Time to Take Security Seriously
Cybersecurity experts have been warning for a long time of vulnerabilities in private and public computer systems. However it is only in the past few years that numerous publicized breaches have exposed the full magnitude of the problem. Here are some of the top hacks of 2016:
- User names and passwords for 500 million accounts were stolen from Yahoo.
- Data about 1.5 million Verizon Enterprise customers was stolen and placed for sale on-line.
- Tax information for 724,000 people was exposed by an IRS breach previously reported as affecting 114,000.
- Russian hackers gained control of Oracle’s MICROS point of sale systems support portal. MICROS has points of sale terminals (card readers) at 330,000 retail sites worldwide.

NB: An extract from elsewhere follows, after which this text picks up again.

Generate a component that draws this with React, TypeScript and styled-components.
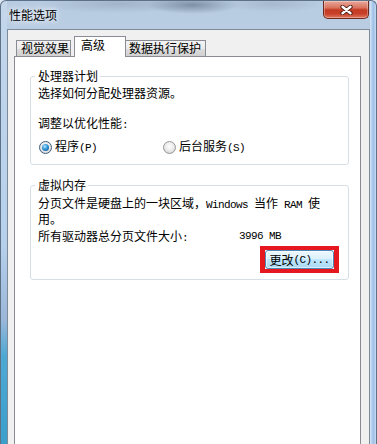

- Russian hackers also broke into the email system of the Democratic Party, maintaining access for about a year.
The last item has been in the news these past few weeks, since the release of the stolen emails had an impact on the presidential elections. It is worth noting that the email system was not well secured. This situation is common because cybersecurity has not been a priority in most organizations, as it has been seen as a secondary role within IT.
But organizations are now totally dependent computers and the networks they run on. It is difficult to imagine a company today that is able, as it would have been a few years ago, to operate for an extended period of time without computers. Information system security is now best seen as a fiduciary duty, of concern all the way up to the board of directors. For example, since 2011, the SEC has required that cybersecurity issues be reported to investors. More importantly, it is bringing charges when proper practices are not followed and a data breach occurs.
A significant data breach can cost more than money. It can also damage the reputation of a company. On the other hand, a reputation for strong security can be a competitive advantage in a world where both customers and investors are increasingly tuned in to the problem.
Cybersecurity is now important enough that some companies have created a new role, that of Chief Information Security Officer. The management structure of companies is varied, and there is probably more than one way to organize cybersecurity efforts. One thing that we know for sure is that it can no longer be relegated to some obscure corner of the IT department. There is too much at stake.